The more enjoyable a shopper finds interacting with your brand, the more likely they are to:
- Stay on your site
- Find a product they like
- Complete a purchase
- Recommend your store to their friends
- Become a loyal customer
- Leave great reviews for products and your site
Your brand is likely to provide several digital touch-points for your prospective customers. Each of them plays an important role in your sales funnel. However, when it comes to facilitating the above goals, none of them are more important than your website.
That’s why customer experience needs to inform every single design component, technical feature, and interaction point that your site delivers.
If you’re intent on creating a positive experience for your (prospective and existing) customers, read our eight helpful tips.
Also, do yourself a favor and take a look at the best eCommerce platforms on the market today. Creating a great customer experience is that much easier if you choose the right tool for the job.
What Is Customer Experience
Don’t confuse customer experience with user experience. These two terms are occasionally used interchangeably, but they are very different in both definition and objective.
Customer experience is the cumulative effect of all interactions that a customer has with your business as a whole. Customer experience includes the entire support team, every product or service delivered, and even packaging and delivery.
Ultimately, customer experience is a qualitative assessment made by the customer when they think about their interactions with your business.
User experience, on the other hand, is one aspect of customer experience. It refers to the quality of interaction that a shopper has with your website or mobile app.
Some of the tips we discuss here will touch on user experience, while others will focus on the broader topic of ensuring your customers have a fantastic experience with your brand.
Let’s get to it.
8 Tips for Improving E-Commerce Customer Experience
1. Don’t Overwhelm Visitors Visually
When designing your eCommerce website, it’s tempting to pack your pages with as much information as possible.
Don’t fall into that trap.
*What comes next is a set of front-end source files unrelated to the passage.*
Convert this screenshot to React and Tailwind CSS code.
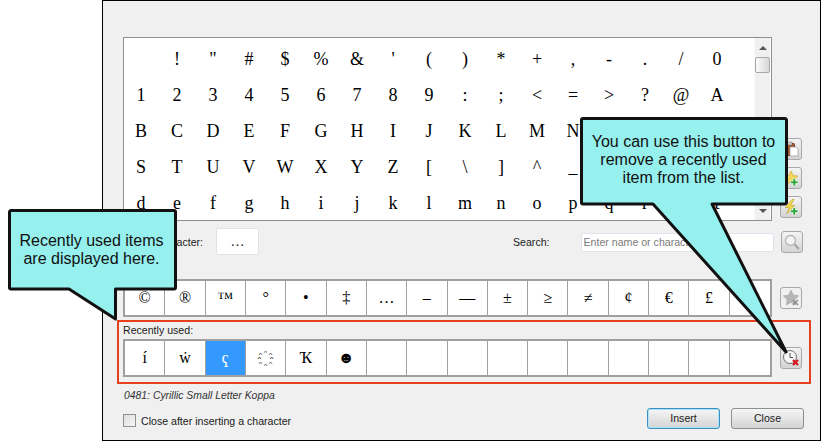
const ROWS = [
  ['', '!', '"', '#', '$', '%', '&', "'", '(', ')', '*', '+', ',', '-', '.', '/', '0'],
  ['1', '2', '3', '4', '5', '6', '7', '8', '9', ':', ';', '<', '=', '>', '?', '@', 'A'],
  ['B', 'C', 'D', 'E', 'F', 'G', 'H', 'I', 'J', 'K', 'L', 'M', 'N', 'O', 'P', 'Q', 'R'],
  ['S', 'T', 'U', 'V', 'W', 'X', 'Y', 'Z', '[', '\\', ']', '^', '_', '`', 'a', 'b', 'c'],
  ['d', 'e', 'f', 'g', 'h', 'i', 'j', 'k', 'l', 'm', 'n', 'o', 'p', 'q', 'r', 's', 't'],
];

const FAVORITES = ['©', '®', '™', '°', '•', '‡', '…', '–', '—', '±', '≥', '≠', '¢', '€', '£', ''];
const RECENT = ['í', 'ẇ', 'ҁ', '҈', 'Ҡ', '☻', '', '', '', '', '', '', '', '', '', ''];

const SERIF = { fontFamily: '"Liberation Serif", "DejaVu Serif", serif' };

function IconButton({ children, flat }) {
  return (
    <button
      type="button"
      className={`w-[22px] h-[22px] flex items-center justify-center rounded-[3px] border border-[#a8a8a8] ${
        flat ? 'bg-[#f0f0f0]' : 'bg-gradient-to-b from-[#f4f4f4] to-[#d4d4d4]'
      }`}
    >
      {children}
    </button>
  );
}

function PlusBadge() {
  return <path d="M10 8.500h2.500V11H15v2.500h-2.500V16H10v-2.500H7.500V11H10z" fill="#2fa83a" stroke="#fff" strokeWidth="0.6" />;
}

function CharStrip({ items, selected }) {
  return (
    <div className="w-[649px] h-[38px] grid grid-cols-16 border-2 border-[#a0a0a0] bg-white" style={SERIF}>
      {items.map((ch, i) => (
        <div
          key={i}
          className={`flex items-center justify-center text-[16px] border-[#a0a0a0] ${i < 15 ? 'border-r' : ''} ${
            i === selected ? 'bg-[#3399ff] text-white' : 'text-black'
          }`}
        >
          {ch}
        </div>
      ))}
    </div>
  );
}

export default function App() {
  return (
    <div
      className="w-[822px] h-[441px] bg-white overflow-hidden relative pl-[102px] text-[10.6px] text-[#1a1a1a]"
      style={{ fontFamily: '"Liberation Sans", sans-serif' }}
    >
      <div className="w-[719px] h-[441px] border border-black bg-[#f0f0f0] flex flex-col pt-[36px]">
        <div className="flex pl-[20px] items-end">
          <div className="w-[649px] h-[184px] border border-[#8e8f8f] bg-white flex overflow-hidden">
            <div className="w-[631px] pt-[3px] -ml-[1px]" style={SERIF}>
              {ROWS.map((row, r) => (
                <div key={r} className="flex h-[36px]">
                  {row.map((ch, c) => (
                    <div key={c} className="w-[36px] flex items-center justify-center text-[18px] text-black">
                      {ch}
                    </div>
                  ))}
                </div>
              ))}
            </div>
            <div className="w-[16px] ml-auto mr-[1px] bg-[#f0f0f0] flex flex-col items-center border-l border-[#f8f8f8]">
              <div className="mt-[8px] w-0 h-0 border-x-[4px] border-x-transparent border-b-[4px] border-b-[#555]" />
              <div className="mt-[7px] w-[15px] h-[16px] rounded-[2px] border border-[#a8a8a8] bg-gradient-to-r from-[#fbfbfb] to-[#d8d8d8]" />
              <div className="mt-auto mb-[7px] w-0 h-0 border-x-[4px] border-x-transparent border-t-[4px] border-t-[#555]" />
            </div>
          </div>
          <div className="ml-[8px] flex flex-col gap-[7px] mb-[3px]">
            <IconButton>
              <svg width="16" height="16" viewBox="0 0 16 16">
                <rect x="1.500" y="2.500" width="10" height="12" rx="1" fill="#a5562a" stroke="#6e3a1c" />
                <rect x="4" y="1" width="5" height="3" fill="#ccc" stroke="#777" strokeWidth="0.5" />
                <path d="M7 6h6l2 2v7H7z" fill="#fff" stroke="#999" strokeWidth="0.7" />
              </svg>
            </IconButton>
            <IconButton>
              <svg width="16" height="16" viewBox="0 0 16 16">
                <path d="M8 1l2.100 4.400 4.900.7-3.500 3.400.8 4.800L8 11.600l-4.300 2.700.8-4.800L1 6.100l4.900-.7z" fill="#f3d55c" stroke="#c9a227" strokeWidth="0.6" />
                <PlusBadge />
              </svg>
            </IconButton>
            <IconButton>
              <svg width="16" height="16" viewBox="0 0 16 16">
                <path d="M9 .5L2.500 8.500h4L3.500 15l8-8.500h-4L11 .5z" fill="#f5dc4a" stroke="#b8a020" strokeWidth="0.6" />
                <PlusBadge />
              </svg>
            </IconButton>
          </div>
        </div>

        <div className="flex items-start pl-[20px] mt-[7px] h-[27px]">
          <span className="w-[80px] flex justify-end whitespace-nowrap mt-[7px]">Selected character:</span>
          <div className="ml-[13px] w-[43px] h-[27px] bg-white border border-[#e2e3ea] rounded-[2px] flex items-center justify-center text-[14px] pb-[1px]" style={SERIF}>
            …
          </div>
          <span className="ml-[254px] mt-[7px]">Search:</span>
          <div className="ml-[31px] mt-[5px] w-[193px] h-[19px] bg-white border border-[#dfe3ee] rounded-[2px] px-[2px] text-[#7a7a7a] flex items-center">
            Enter name or character
          </div>
          <div className="ml-[7px] mt-[3px]">
            <IconButton>
              <svg width="18" height="18" viewBox="0 0 18 18" fill="none">
                <circle cx="7.500" cy="7.500" r="5" fill="#f4f4f4" stroke="#b5b5b5" strokeWidth="1.300" />
                <path d="M11.500 11.500l4.500 4.500" stroke="#a5a5a5" strokeWidth="2.200" />
              </svg>
            </IconButton>
          </div>
        </div>

        <div className="flex items-center pl-[20px] mt-[24px]">
          <CharStrip items={FAVORITES} />
          <div className="ml-[8px]">
            <IconButton flat>
              <svg width="18" height="18" viewBox="0 0 18 18">
                <path d="M9 1l2.400 5 5.400.8-3.900 3.800.9 5.400L9 13.400 4.200 16l.9-5.400L1.200 6.800l5.400-.8z" fill="#b5b5b5" stroke="#a0a0a0" strokeWidth="0.5" />
                <path d="M11 11l5 5M16 11l-5 5" stroke="#8d8d8d" strokeWidth="1.500" />
              </svg>
            </IconButton>
          </div>
        </div>

        <div className="ml-[14px] mt-[3px] w-[694px] h-[64px] border-2 border-[#e8401c] pl-[4px] pt-[1px]">
          <div className="h-[14px] leading-[14px]">Recently used:</div>
          <div className="flex items-center mt-[2px]">
            <CharStrip items={RECENT} selected={2} />
            <div className="ml-[8px]">
              <IconButton>
                <svg width="18" height="18" viewBox="0 0 18 18" fill="none">
                  <circle cx="8" cy="8" r="6.500" fill="#f6f6f6" stroke="#707070" />
                  <path d="M8 4v4.500h3" stroke="#555" />
                  <path d="M11 11l5 5M16 11l-5 5" stroke="#d8141c" strokeWidth="2.200" />
                </svg>
              </IconButton>
            </div>
          </div>
        </div>

        <div className="pl-[21px] mt-[5px] h-[14px] leading-[14px] italic text-[10.4px] text-[#333]">
          0481: Cyrillic Small Letter Koppa
        </div>

        <div className="flex items-start pl-[20px] mt-[5px]">
          <div className="mt-[6px] w-[13px] h-[13px] border border-[#8e8f8f] bg-gradient-to-br from-[#dcdcdc] to-[#f8f8f8]" />
          <span className="ml-[5px] mt-[6px]">Close after inserting a character</span>
          <button
            type="button"
            className="ml-auto w-[73px] h-[21px] rounded-[3px] border border-[#3c8fc0] bg-gradient-to-b from-[#f6f6f6] to-[#d4d4d4] text-[#1a1a1a] shadow-[inset_0_0_0_1px_#a8e4f8]"
          >
            Insert
          </button>
          <button
            type="button"
            className="ml-[11px] mr-[16px] w-[73px] h-[21px] rounded-[3px] border border-[#8e8f8f] bg-gradient-to-b from-[#f6f6f6] to-[#d4d4d4] text-[#1a1a1a]"
          >
            Close
          </button>
        </div>
      </div>

      {/* left callout */}
      <div className="absolute left-[8px] top-[208px] w-[170px] h-[114px]">
        <svg width="170" height="114" className="absolute inset-0">
          <path
            d="M3 2.500H166a1.500 1.500 0 0 1 1.500 1.500V79.500a1.500 1.500 0 0 1-1.500 1.500H107.500V111L61 81H3a1.500 1.500 0 0 1-1.500-1.500V4A1.500 1.500 0 0 1 3 2.500z"
            fill="#96f0ee"
            stroke="#111"
            strokeWidth="3"
            strokeLinejoin="round"
          />
        </svg>
        <div className="relative pt-[24px] pr-[3px] text-center text-[16px] leading-[18px] text-[#111]">
          Recently used items
          <br />
          are displayed here.
        </div>
      </div>

      {/* right callout */}
      <div className="absolute left-[579px] top-[115px] w-[212px] h-[240px]">
        <svg width="212" height="240" className="absolute inset-0">
          <path
            d="M4 3.500H206a1.500 1.500 0 0 1 1.500 1.500V87.500a1.500 1.500 0 0 1-1.500 1.500H133L207 237L74 89H4a1.500 1.500 0 0 1-1.500-1.500V5A1.500 1.500 0 0 1 4 3.500z"
            fill="#96f0ee"
            stroke="#111"
            strokeWidth="3"
            strokeLinejoin="round"
          />
        </svg>
        <div className="relative pt-[18px] pr-[3px] text-center text-[16px] leading-[18px] text-[#111]">
          You can use this button to
          <br />
          remove a recently used
          <br />
          item from the list.
        </div>
      </div>
    </div>
  );
}
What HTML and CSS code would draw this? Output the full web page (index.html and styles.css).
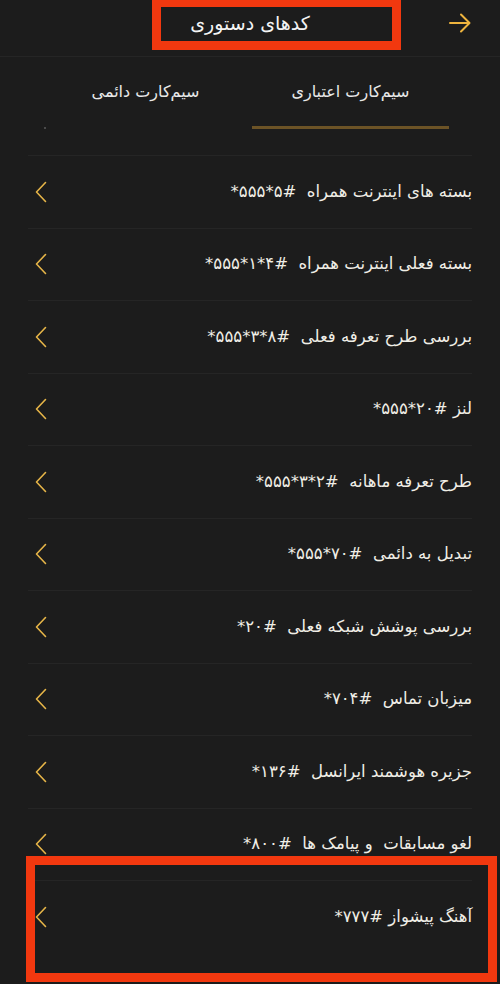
FILE: index.html
```html
<!DOCTYPE html>
<html lang="fa" dir="rtl">
<head>
<meta charset="utf-8">
<title>کدهای دستوری</title>
<link rel="stylesheet" href="styles.css">
</head>
<body>
<div class="screen">
  <header class="header">
    <div class="back">
      <svg width="22" height="20" viewBox="0 0 22 20" fill="none" stroke="#eeb43e" stroke-width="2" stroke-linecap="round" stroke-linejoin="round"><path d="M1 10H20M12 1.5L20.5 10L12 18.5"/></svg>
    </div>
    <h1 class="title">کدهای دستوری</h1>
    <div class="spacer"></div>
  </header>

  <nav class="tabs">
    <div class="tab active"><span>سیم&zwnj;کارت اعتباری</span></div>
    <div class="tab"><span>سیم&zwnj;کارت دائمی</span></div>
  </nav>
  <div class="dot"></div>

  <ul class="list">
    <li class="row"><span class="label">بسته های اینترنت همراه&nbsp; <bdi dir="ltr">*۵۵۵*۵#</bdi></span><svg class="chev" viewBox="0 0 12 22"><path d="M10.5 1.5L1.5 11L10.5 20.5"/></svg></li>
    <li class="row"><span class="label">بسته فعلی اینترنت همراه&nbsp; <bdi dir="ltr">*۵۵۵*۱*۴#</bdi></span><svg class="chev" viewBox="0 0 12 22"><path d="M10.5 1.5L1.5 11L10.5 20.5"/></svg></li>
    <li class="row"><span class="label">بررسی طرح تعرفه فعلی&nbsp; <bdi dir="ltr">*۵۵۵*۳*۸#</bdi></span><svg class="chev" viewBox="0 0 12 22"><path d="M10.5 1.5L1.5 11L10.5 20.5"/></svg></li>
    <li class="row"><span class="label">لنز <bdi dir="ltr">*۵۵۵*۲۰#</bdi></span><svg class="chev" viewBox="0 0 12 22"><path d="M10.5 1.5L1.5 11L10.5 20.5"/></svg></li>
    <li class="row"><span class="label">طرح تعرفه ماهانه&nbsp; <bdi dir="ltr">*۵۵۵*۳*۲#</bdi></span><svg class="chev" viewBox="0 0 12 22"><path d="M10.5 1.5L1.5 11L10.5 20.5"/></svg></li>
    <li class="row"><span class="label">تبدیل به دائمی&nbsp; <bdi dir="ltr">*۵۵۵*۷۰#</bdi></span><svg class="chev" viewBox="0 0 12 22"><path d="M10.5 1.5L1.5 11L10.5 20.5"/></svg></li>
    <li class="row"><span class="label">بررسی پوشش شبکه فعلی&nbsp; <bdi dir="ltr">*۲۰#</bdi></span><svg class="chev" viewBox="0 0 12 22"><path d="M10.5 1.5L1.5 11L10.5 20.5"/></svg></li>
    <li class="row"><span class="label">میزبان تماس&nbsp; <bdi dir="ltr">*۷۰۴#</bdi></span><svg class="chev" viewBox="0 0 12 22"><path d="M10.5 1.5L1.5 11L10.5 20.5"/></svg></li>
    <li class="row"><span class="label">جزیره هوشمند ایرانسل&nbsp; <bdi dir="ltr">*۱۳۶#</bdi></span><svg class="chev" viewBox="0 0 12 22"><path d="M10.5 1.5L1.5 11L10.5 20.5"/></svg></li>
    <li class="row"><span class="label">لغو مسابقات&nbsp; و پیامک ها&nbsp; <bdi dir="ltr">*۸۰۰#</bdi></span><svg class="chev" viewBox="0 0 12 22"><path d="M10.5 1.5L1.5 11L10.5 20.5"/></svg></li>
    <li class="row"><span class="label">آهنگ پیشواز <bdi dir="ltr">*۷۷۷#</bdi></span><svg class="chev" viewBox="0 0 12 22"><path d="M10.5 1.5L1.5 11L10.5 20.5"/></svg></li>
  </ul>

  <div class="mark mark-title"></div>
  <div class="mark mark-row"></div>
</div>
</body>
</html>
```

FILE: styles.css
```css
html, body {
  margin: 0;
  padding: 0;
  background: #1c1c1c;
}

.screen {
  position: relative;
  width: 500px;
  height: 984px;
  overflow: hidden;
  background: #1c1c1c;
  font-family: "DejaVu Sans", "Noto Sans", sans-serif;
  color: #f0eee6;
}

.header {
  height: 56px;
  border-bottom: 1px solid #252525;
  display: grid;
  grid-template-columns: 1fr auto 1fr;
  align-items: start;
}

.back {
  justify-self: start;
  padding-right: 29px;
  padding-top: 13px;
  display: flex;
}

.title {
  margin: 0;
  padding-top: 11px;
  font-size: 19px;
  font-weight: normal;
  line-height: 24px;
  color: #f4f4f4;
}

.tabs {
  display: flex;
  gap: 8px;
  padding-right: 51px;
  height: 72px;
}

.tab {
  width: 197px;
  display: flex;
  align-items: center;
  justify-content: center;
  font-size: 16px;
  color: #e8e8e8;
  box-sizing: border-box;
  border-bottom: 3px solid transparent;
}

.tab.active {
  border-bottom-color: #6c5326;
}

.dot {
  position: absolute;
  left: 44px;
  top: 127px;
  width: 2px;
  height: 2px;
  background: #4a4a4a;
}

.list {
  list-style: none;
  margin: 26px 28px 0;
  padding: 0;
  border-top: 1px solid #252525;
}

.row {
  height: 71.5px;
  border-bottom: 1px solid #252525;
  display: flex;
  align-items: center;
  justify-content: space-between;
  padding-left: 7px;
}

.row:last-child {
  border-bottom: none;
}

.label {
  font-size: 16.5px;
  line-height: 20px;
  color: #f0eee6;
  white-space: nowrap;
}

.chev {
  width: 12px;
  height: 22px;
  fill: none;
  stroke: #e6b548;
  stroke-width: 1.6;
  stroke-linecap: round;
  stroke-linejoin: round;
}

.mark {
  position: absolute;
  border: 9px solid #f2380f;
  box-sizing: border-box;
}

.mark-title {
  left: 152px;
  top: -2px;
  width: 249px;
  height: 52px;
}

.mark-row {
  left: 26px;
  top: 856px;
  width: 471px;
  height: 126px;
}
```
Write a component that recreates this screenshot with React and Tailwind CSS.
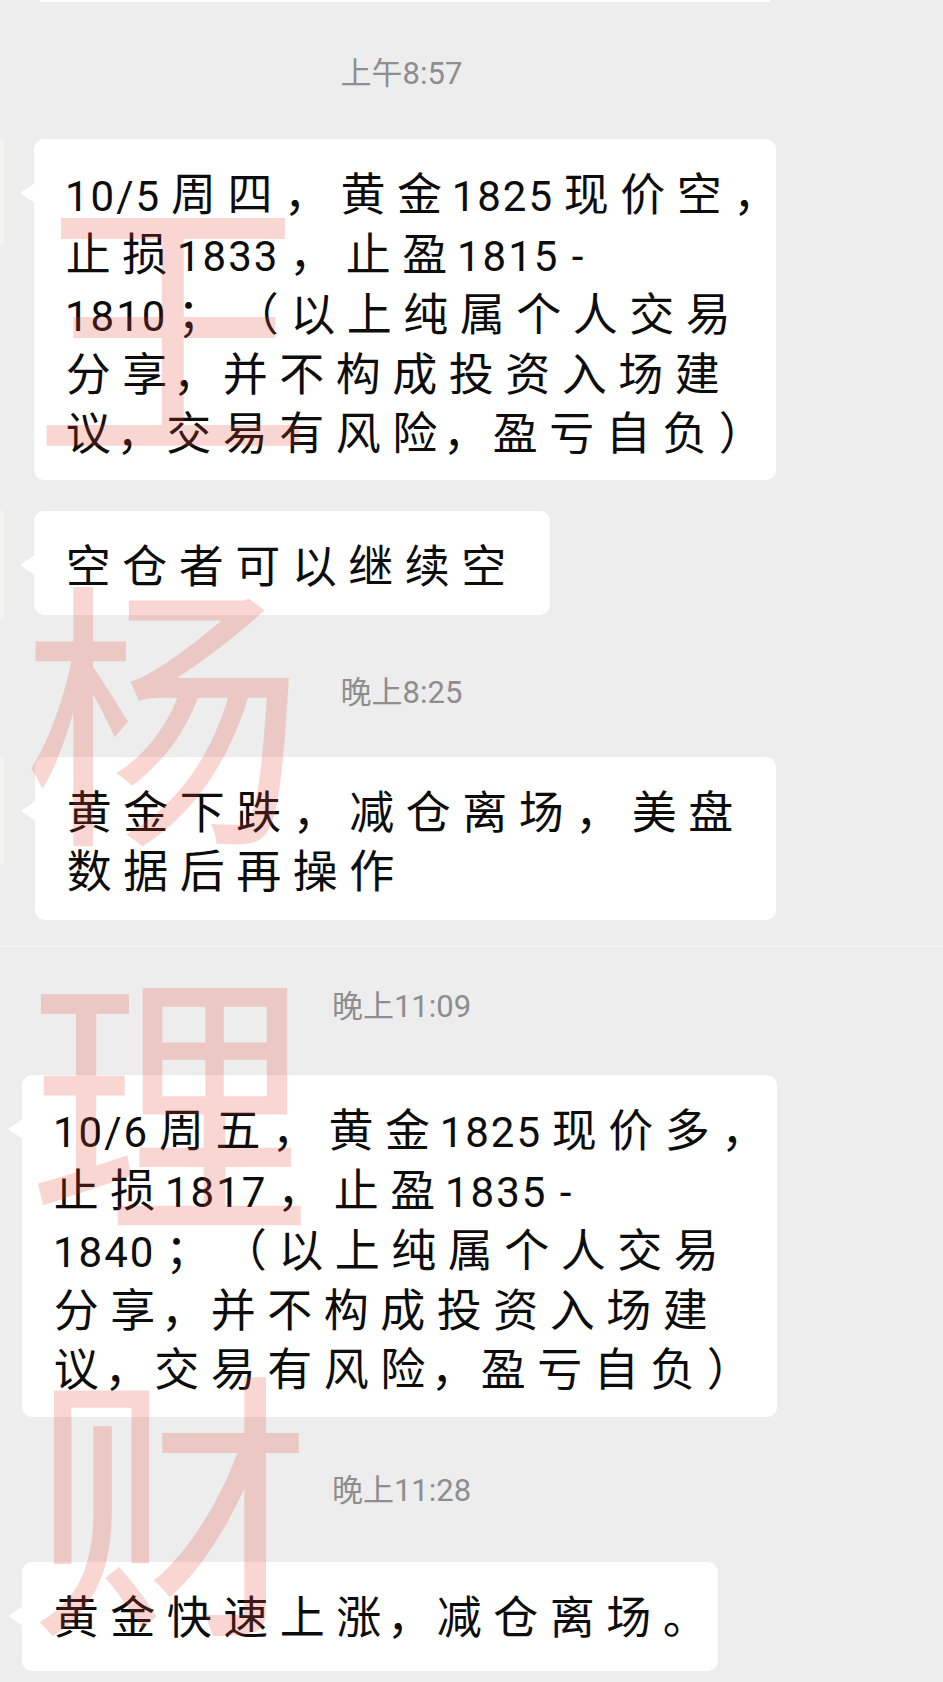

You’ll only make it harder for visitors to find the products or content they’re looking for. Add too many elements, and you’ll confuse prospective customers and increase the likelihood of a drop-off in conversions.
Keep your on-screen messaging to a minimum. Show only the essential information, buttons, messages, and triggers.
Always remember that your site exists for one predominant reason – to convert visitors into customers. As you start compiling your site’s visual building blocks, never stop interrogating the necessity of each component.
Think about every single on-screen element from a customer’s perspective. Is it something they want to see? Is it something that can help them find the information or products they’re looking for? Or is it just “nice-to-have” decoration and eye candy?
Every element on your website should be there for a purpose. If it doesn’t directly move your brand closer to making a sale, it shouldn’t be there at all.
Bliss and Monarch are two excellent examples of eCommerce sites that have used a minimal approach to their UI design.

Image source: blissworld.com
2. Address Common Concerns Head-On
A customer’s mindset makes a very real contribution to the experience they have on an eCommerce site. As a first-time visitor browses your various pages, looking for an item that catches their fancy, they’re likely to have nagging concerns about doing business with your site in the back of their mind.
This is not the mindset you want them in. To cultivate a great customer experience, you need to address some of the most common concerns as early as possible.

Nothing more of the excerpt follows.